Вновь обретя слух и зрение, Гришуня узнал, что счастливая Нина останется с ним до гробовой доски; вначале он немного удивился и хотел отсрочить | наступление нечаянного счастья или, если уж это нельзя, -приблизить встречу с доской, но после по мягкости характера стал покладистее, только просил не разлучать его с друзьями. Временно, пока он не окреп, Нина пошла ему навстречу. Конечно же, это была ошибка: он быстро встал на ноги и снова втянулся в бессмысленное общение со всей этой бесконечной оравой: тут были и какие-то молодые люди неопределенных занятий, и старик с гитарой, и поэты-девятиклассники, и актеры, оказывавшиеся шоферами, и шоферы, оказывавшиеся актерами, и одна демобилизованная балерина, говорившая: "Ой, я еще позову наших", -- и дамы в бриллиантах, и непризнанные ювелиры, и ничьи девушки с запросами в глазах, и философы-недоучки, и дьякон из Новороссийска, всегда привозивший чемодан соленой рыбы, и подзадержавшийся в Москве тунгус, боявшийся испортить себе пищеварение столичной пищей и евший только свое -- какой-то жир пальцем из баночки.

Все они -- сегодня одни, а завтра другие -- набивались вечерами в дворницкую; трехэтажный флигелек трещал, приходили жильцы верхних этажей, бренчали на гитаре, пели, читали свои и чужие стихи, но в основном слушали хозяйские.
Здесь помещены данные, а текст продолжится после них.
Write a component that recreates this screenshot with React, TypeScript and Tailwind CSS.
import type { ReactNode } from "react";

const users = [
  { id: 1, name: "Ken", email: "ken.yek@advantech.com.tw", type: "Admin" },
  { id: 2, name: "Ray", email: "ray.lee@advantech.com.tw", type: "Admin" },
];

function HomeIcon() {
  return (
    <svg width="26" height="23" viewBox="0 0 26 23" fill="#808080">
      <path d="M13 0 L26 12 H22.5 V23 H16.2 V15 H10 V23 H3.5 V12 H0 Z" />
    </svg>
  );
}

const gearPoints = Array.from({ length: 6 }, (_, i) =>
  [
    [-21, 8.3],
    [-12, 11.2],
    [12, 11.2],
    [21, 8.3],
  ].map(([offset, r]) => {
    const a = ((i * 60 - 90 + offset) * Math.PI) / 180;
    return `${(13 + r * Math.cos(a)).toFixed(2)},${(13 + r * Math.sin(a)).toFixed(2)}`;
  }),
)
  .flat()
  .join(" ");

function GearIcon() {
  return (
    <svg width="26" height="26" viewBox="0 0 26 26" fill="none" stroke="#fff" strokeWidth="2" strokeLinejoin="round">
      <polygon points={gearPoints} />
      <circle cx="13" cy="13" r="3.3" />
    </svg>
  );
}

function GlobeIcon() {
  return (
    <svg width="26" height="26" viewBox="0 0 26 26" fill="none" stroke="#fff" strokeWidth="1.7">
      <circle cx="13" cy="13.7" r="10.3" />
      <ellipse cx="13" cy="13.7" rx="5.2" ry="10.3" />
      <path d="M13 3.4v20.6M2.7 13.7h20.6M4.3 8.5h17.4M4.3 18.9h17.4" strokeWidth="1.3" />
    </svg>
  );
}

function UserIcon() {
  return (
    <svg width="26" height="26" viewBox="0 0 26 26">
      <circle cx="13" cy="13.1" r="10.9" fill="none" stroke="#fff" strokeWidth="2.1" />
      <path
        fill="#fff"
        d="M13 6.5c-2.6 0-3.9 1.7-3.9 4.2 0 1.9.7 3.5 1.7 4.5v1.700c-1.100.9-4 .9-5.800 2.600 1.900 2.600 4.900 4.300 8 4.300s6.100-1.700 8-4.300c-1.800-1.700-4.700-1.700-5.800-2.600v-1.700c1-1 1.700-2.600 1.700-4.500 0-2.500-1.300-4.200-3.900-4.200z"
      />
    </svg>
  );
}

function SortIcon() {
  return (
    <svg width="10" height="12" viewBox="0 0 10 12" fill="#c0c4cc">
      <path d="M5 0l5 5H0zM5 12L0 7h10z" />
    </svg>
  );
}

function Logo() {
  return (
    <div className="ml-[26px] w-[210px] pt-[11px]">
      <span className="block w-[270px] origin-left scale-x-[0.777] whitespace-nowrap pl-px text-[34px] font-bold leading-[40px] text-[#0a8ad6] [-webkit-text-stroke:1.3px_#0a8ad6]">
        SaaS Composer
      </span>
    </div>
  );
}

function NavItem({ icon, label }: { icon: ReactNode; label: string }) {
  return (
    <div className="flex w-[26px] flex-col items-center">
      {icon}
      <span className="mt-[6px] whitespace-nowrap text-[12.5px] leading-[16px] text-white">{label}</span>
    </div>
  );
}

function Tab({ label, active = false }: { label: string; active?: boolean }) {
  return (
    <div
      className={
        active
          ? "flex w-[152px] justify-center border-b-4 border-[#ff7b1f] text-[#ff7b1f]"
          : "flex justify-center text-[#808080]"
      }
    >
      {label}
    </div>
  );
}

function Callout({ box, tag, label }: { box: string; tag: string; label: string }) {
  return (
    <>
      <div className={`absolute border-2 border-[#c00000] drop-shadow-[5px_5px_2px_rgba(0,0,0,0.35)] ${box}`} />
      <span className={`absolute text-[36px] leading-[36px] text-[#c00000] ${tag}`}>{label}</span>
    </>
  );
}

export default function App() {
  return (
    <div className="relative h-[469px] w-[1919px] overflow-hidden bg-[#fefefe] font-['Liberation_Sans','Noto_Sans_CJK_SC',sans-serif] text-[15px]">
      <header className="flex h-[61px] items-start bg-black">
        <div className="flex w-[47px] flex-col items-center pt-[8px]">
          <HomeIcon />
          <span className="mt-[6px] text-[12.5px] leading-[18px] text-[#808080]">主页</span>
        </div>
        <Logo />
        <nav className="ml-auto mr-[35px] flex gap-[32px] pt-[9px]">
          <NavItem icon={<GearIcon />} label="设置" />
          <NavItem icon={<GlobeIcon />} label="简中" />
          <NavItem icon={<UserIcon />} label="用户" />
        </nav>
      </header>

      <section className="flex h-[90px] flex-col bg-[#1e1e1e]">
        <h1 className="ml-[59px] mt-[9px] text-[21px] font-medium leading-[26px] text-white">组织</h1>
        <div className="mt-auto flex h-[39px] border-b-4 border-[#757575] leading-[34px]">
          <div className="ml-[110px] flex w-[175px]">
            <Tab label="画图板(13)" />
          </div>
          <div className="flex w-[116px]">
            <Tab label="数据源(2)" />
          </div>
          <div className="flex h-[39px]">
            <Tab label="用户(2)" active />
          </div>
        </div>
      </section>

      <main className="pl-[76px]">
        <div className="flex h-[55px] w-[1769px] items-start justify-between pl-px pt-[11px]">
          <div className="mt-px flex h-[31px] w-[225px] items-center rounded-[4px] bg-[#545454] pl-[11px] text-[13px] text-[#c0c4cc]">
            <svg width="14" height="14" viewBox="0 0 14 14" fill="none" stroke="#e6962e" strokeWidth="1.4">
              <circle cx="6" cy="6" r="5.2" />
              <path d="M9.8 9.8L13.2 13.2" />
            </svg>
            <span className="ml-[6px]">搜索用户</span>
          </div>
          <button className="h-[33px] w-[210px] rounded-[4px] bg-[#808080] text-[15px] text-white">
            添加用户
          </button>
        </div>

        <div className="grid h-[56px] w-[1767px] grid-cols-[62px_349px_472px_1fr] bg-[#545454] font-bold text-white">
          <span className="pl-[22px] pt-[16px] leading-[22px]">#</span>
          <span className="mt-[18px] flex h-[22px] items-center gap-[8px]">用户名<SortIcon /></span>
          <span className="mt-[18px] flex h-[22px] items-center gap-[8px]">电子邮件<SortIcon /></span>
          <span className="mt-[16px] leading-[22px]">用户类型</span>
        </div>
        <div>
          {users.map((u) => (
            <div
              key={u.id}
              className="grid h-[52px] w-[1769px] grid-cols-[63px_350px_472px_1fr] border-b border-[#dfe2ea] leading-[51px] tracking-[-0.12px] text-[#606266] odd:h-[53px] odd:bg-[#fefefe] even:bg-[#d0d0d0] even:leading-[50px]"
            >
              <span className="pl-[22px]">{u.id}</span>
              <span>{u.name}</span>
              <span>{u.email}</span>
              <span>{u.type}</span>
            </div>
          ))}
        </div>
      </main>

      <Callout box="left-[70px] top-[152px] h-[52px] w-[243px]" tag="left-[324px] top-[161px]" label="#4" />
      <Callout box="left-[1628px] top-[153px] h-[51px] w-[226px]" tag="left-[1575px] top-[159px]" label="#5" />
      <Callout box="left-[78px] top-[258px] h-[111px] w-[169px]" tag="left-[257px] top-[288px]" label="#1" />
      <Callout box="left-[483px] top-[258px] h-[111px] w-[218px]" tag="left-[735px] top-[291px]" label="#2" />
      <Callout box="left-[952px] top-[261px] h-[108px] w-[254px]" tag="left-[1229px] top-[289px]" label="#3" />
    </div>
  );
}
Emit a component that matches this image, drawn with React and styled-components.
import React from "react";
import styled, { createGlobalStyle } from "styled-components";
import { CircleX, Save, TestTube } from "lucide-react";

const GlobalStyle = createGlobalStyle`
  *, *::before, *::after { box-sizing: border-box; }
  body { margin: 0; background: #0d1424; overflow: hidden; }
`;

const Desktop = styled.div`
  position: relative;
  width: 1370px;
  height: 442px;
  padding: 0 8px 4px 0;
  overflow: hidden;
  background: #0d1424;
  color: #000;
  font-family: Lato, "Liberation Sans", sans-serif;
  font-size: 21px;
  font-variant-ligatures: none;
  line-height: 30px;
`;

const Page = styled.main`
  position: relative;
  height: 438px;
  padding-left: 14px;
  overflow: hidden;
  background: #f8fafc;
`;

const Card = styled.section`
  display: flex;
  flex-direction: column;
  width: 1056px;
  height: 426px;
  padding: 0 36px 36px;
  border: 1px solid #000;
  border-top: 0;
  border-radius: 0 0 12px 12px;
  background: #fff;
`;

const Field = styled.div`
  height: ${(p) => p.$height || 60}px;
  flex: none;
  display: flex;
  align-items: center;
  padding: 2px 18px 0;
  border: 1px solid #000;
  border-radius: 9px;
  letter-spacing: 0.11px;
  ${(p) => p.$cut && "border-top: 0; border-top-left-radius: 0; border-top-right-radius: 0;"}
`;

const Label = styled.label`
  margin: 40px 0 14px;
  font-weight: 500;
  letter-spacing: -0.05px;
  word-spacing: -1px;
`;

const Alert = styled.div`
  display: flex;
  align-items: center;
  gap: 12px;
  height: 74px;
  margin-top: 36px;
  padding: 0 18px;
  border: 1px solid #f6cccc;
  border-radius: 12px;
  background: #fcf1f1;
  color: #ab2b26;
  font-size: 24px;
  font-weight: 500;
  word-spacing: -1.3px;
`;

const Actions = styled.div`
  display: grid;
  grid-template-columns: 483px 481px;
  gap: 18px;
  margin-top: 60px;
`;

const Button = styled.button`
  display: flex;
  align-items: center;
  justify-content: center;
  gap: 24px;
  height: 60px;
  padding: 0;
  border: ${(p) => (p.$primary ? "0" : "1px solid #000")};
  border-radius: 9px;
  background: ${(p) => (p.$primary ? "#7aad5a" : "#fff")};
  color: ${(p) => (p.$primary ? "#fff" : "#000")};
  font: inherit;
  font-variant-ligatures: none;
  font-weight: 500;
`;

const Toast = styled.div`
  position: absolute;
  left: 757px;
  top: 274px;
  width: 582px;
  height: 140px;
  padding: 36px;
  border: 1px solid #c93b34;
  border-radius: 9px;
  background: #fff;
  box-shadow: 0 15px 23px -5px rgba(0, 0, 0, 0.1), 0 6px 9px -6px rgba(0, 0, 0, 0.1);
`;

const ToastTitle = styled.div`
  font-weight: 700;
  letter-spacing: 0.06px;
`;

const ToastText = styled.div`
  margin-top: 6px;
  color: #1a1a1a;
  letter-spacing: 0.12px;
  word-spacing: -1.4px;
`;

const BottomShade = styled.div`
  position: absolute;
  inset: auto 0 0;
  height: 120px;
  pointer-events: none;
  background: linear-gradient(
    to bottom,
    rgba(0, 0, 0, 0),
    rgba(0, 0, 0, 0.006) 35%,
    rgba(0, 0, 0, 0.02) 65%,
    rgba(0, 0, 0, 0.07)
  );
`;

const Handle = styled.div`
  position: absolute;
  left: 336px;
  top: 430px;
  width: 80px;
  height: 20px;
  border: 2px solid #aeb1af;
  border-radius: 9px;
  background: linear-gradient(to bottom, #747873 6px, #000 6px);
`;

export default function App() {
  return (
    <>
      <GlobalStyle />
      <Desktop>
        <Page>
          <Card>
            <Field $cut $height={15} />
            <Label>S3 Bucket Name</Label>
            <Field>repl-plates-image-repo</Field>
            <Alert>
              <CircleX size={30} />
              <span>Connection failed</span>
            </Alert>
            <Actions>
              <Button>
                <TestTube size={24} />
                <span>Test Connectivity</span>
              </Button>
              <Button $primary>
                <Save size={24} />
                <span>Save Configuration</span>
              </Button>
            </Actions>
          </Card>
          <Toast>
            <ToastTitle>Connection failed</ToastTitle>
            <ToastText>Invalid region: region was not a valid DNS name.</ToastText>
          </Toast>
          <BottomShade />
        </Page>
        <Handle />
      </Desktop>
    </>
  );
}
Гришуня у них считался гением, уже много лет вот-вот должен был выйти его сборник, но мешал какой-то зловредный Макушкин, от которого все зависело, Макушкин, поклявшийся, что, мол, только через его труп. Кляли Макушкина, превозносили Гришу, женщины просили читать еще, еще, Гриша смущался и читал -- густые, многозначительные стихи наподобие дорогих заказных тортов с затейливыми надписями, с торжественными меренговыми башнями, стихи, отяжеленные словесным кремом до вязкости, с внезапным ореховым хрустом звуковых скоплений, с мучительными, вредными для желудка тянучками рифм. "Э~э-э-э-э", -- качал головой тунгус, ни слова, кажется, не понимавший по-русски. "Что, ему не нравится?" -- тихо спрашивали гости. "Нет, кажется, это у них похвала", -- мотала волосами Агния, боявшаяся, что тунгус ее сглазит. Гости засматривались на Агнию и приглашали ее продолжить вечер в другом месте.

Естественно, все это обилие народу было Нине неприятно. Но самое неприятное было то, что каждый божий день, когда ни забежишь -- днем ли, вечером ли после дежурства, -- в дворницкой сидело, пило чай и откровенно любовалось Гришиной мягкой бородой убогое существо не толще вилки -

черная юбка до пят, пластмассовый гребень в тусклых волосах, -- некто Лизавета. Конечно, никакого романа у Гришуни с этой унылой тлей быть не могло. Посмотреть только, как она, выпростав из рукава красную костлявую руку, неуверенно тянулась за каменным, сто лет провалявшимся пряником -будто ждала, что ее сейчас стукнут, а пряник отберут. И щек у нее было меньше, чем требуется человеку, и челюстей больше, и нос хрящеватый, и вообще было в ней что-то от рыбы -- черной, тусклой глубоководной рыбы, ползающей по дну в непроглядном мраке и не смеющей подняться выше, в светлые солнечные слои, где резвятся лазурные и алые породы жителей отмелей.